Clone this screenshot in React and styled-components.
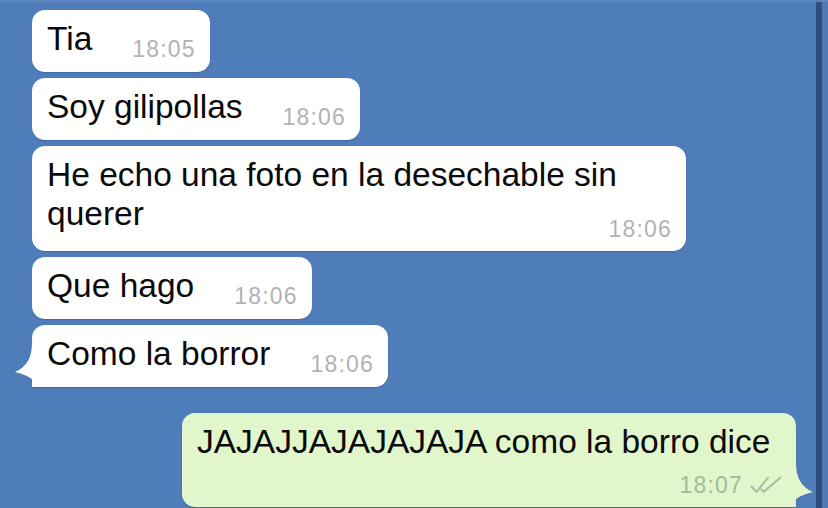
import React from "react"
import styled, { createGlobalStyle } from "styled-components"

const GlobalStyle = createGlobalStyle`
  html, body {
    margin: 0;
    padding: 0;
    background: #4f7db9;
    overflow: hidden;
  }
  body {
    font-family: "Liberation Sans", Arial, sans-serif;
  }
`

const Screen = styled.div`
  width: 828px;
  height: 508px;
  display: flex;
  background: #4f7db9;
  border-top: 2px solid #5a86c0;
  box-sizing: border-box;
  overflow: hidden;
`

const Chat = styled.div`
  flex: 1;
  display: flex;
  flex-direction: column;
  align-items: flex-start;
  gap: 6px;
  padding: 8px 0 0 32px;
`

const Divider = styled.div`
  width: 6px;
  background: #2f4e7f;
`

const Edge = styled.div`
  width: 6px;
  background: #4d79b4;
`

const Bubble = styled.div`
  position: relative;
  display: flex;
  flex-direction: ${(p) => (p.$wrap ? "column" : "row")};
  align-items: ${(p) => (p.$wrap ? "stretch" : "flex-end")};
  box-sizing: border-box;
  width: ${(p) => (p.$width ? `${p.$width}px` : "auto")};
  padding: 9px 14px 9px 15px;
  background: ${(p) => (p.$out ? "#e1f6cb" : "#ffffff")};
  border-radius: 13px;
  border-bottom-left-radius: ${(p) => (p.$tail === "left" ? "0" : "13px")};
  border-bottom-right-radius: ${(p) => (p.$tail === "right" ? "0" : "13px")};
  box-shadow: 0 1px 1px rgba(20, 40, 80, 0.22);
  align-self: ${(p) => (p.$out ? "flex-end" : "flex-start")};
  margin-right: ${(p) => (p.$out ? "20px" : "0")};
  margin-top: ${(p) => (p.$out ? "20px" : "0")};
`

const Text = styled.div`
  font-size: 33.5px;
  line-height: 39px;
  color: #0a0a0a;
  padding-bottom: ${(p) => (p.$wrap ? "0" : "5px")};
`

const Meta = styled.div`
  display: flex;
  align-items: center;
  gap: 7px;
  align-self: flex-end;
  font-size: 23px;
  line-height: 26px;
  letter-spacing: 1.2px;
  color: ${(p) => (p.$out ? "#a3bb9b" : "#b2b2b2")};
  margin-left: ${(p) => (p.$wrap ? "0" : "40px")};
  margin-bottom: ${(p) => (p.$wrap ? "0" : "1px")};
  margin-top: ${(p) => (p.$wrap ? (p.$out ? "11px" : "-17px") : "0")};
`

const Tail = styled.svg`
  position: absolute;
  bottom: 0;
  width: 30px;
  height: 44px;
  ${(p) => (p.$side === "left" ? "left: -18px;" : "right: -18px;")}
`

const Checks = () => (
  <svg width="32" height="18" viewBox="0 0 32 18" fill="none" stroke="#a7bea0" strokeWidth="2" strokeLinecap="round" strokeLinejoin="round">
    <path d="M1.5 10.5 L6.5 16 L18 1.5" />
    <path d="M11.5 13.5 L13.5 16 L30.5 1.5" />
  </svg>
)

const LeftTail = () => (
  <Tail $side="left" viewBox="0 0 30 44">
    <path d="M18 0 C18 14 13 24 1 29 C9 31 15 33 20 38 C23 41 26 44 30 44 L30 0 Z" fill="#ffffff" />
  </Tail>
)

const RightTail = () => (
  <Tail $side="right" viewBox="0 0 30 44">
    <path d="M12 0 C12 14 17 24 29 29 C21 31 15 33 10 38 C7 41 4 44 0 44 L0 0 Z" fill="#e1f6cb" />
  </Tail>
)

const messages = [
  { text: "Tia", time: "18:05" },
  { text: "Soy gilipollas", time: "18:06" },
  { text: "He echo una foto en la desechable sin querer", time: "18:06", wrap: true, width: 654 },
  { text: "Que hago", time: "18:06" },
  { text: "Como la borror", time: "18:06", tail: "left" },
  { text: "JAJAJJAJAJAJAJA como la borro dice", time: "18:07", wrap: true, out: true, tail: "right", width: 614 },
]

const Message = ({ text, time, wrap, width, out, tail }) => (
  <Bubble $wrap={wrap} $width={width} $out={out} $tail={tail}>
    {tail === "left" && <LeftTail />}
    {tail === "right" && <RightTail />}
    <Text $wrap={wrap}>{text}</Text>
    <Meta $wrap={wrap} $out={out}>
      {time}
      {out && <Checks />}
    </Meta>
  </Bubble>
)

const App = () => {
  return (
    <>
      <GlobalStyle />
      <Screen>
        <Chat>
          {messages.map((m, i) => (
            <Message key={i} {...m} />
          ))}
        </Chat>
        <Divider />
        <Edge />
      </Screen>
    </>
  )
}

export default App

═══

DIRECTION
Copy out all the data exactly; skip the pictures.

REPLY
Clone this screenshot in React and styled-components.
import React from "react"
import styled, { createGlobalStyle } from "styled-components"

const GlobalStyle = createGlobalStyle`
  html, body {
    margin: 0;
    padding: 0;
    background: #4f7db9;
    overflow: hidden;
  }
  body {
    font-family: "Liberation Sans", Arial, sans-serif;
  }
`

const Screen = styled.div`
  width: 828px;
  height: 508px;
  display: flex;
  background: #4f7db9;
  border-top: 2px solid #5a86c0;
  box-sizing: border-box;
  overflow: hidden;
`

const Chat = styled.div`
  flex: 1;
  display: flex;
  flex-direction: column;
  align-items: flex-start;
  gap: 6px;
  padding: 8px 0 0 32px;
`

const Divider = styled.div`
  width: 6px;
  background: #2f4e7f;
`

const Edge = styled.div`
  width: 6px;
  background: #4d79b4;
`

const Bubble = styled.div`
  position: relative;
  display: flex;
  flex-direction: ${(p) => (p.$wrap ? "column" : "row")};
  align-items: ${(p) => (p.$wrap ? "stretch" : "flex-end")};
  box-sizing: border-box;
  width: ${(p) => (p.$width ? `${p.$width}px` : "auto")};
  padding: 9px 14px 9px 15px;
  background: ${(p) => (p.$out ? "#e1f6cb" : "#ffffff")};
  border-radius: 13px;
  border-bottom-left-radius: ${(p) => (p.$tail === "left" ? "0" : "13px")};
  border-bottom-right-radius: ${(p) => (p.$tail === "right" ? "0" : "13px")};
  box-shadow: 0 1px 1px rgba(20, 40, 80, 0.22);
  align-self: ${(p) => (p.$out ? "flex-end" : "flex-start")};
  margin-right: ${(p) => (p.$out ? "20px" : "0")};
  margin-top: ${(p) => (p.$out ? "20px" : "0")};
`

const Text = styled.div`
  font-size: 33.5px;
  line-height: 39px;
  color: #0a0a0a;
  padding-bottom: ${(p) => (p.$wrap ? "0" : "5px")};
`

const Meta = styled.div`
  display: flex;
  align-items: center;
  gap: 7px;
  align-self: flex-end;
  font-size: 23px;
  line-height: 26px;
  letter-spacing: 1.2px;
  color: ${(p) => (p.$out ? "#a3bb9b" : "#b2b2b2")};
  margin-left: ${(p) => (p.$wrap ? "0" : "40px")};
  margin-bottom: ${(p) => (p.$wrap ? "0" : "1px")};
  margin-top: ${(p) => (p.$wrap ? (p.$out ? "11px" : "-17px") : "0")};
`

const Tail = styled.svg`
  position: absolute;
  bottom: 0;
  width: 30px;
  height: 44px;
  ${(p) => (p.$side === "left" ? "left: -18px;" : "right: -18px;")}
`

const Checks = () => (
  <svg width="32" height="18" viewBox="0 0 32 18" fill="none" stroke="#a7bea0" strokeWidth="2" strokeLinecap="round" strokeLinejoin="round">
    <path d="M1.5 10.5 L6.5 16 L18 1.5" />
    <path d="M11.5 13.5 L13.5 16 L30.5 1.5" />
  </svg>
)

const LeftTail = () => (
  <Tail $side="left" viewBox="0 0 30 44">
    <path d="M18 0 C18 14 13 24 1 29 C9 31 15 33 20 38 C23 41 26 44 30 44 L30 0 Z" fill="#ffffff" />
  </Tail>
)

const RightTail = () => (
  <Tail $side="right" viewBox="0 0 30 44">
    <path d="M12 0 C12 14 17 24 29 29 C21 31 15 33 10 38 C7 41 4 44 0 44 L0 0 Z" fill="#e1f6cb" />
  </Tail>
)

const messages = [
  { text: "Tia", time: "18:05" },
  { text: "Soy gilipollas", time: "18:06" },
  { text: "He echo una foto en la desechable sin querer", time: "18:06", wrap: true, width: 654 },
  { text: "Que hago", time: "18:06" },
  { text: "Como la borror", time: "18:06", tail: "left" },
  { text: "JAJAJJAJAJAJAJA como la borro dice", time: "18:07", wrap: true, out: true, tail: "right", width: 614 },
]

const Message = ({ text, time, wrap, width, out, tail }) => (
  <Bubble $wrap={wrap} $width={width} $out={out} $tail={tail}>
    {tail === "left" && <LeftTail />}
    {tail === "right" && <RightTail />}
    <Text $wrap={wrap}>{text}</Text>
    <Meta $wrap={wrap} $out={out}>
      {time}
      {out && <Checks />}
    </Meta>
  </Bubble>
)

const App = () => {
  return (
    <>
      <GlobalStyle />
      <Screen>
        <Chat>
          {messages.map((m, i) => (
            <Message key={i} {...m} />
          ))}
        </Chat>
        <Divider />
        <Edge />
      </Screen>
    </>
  )
}

export default App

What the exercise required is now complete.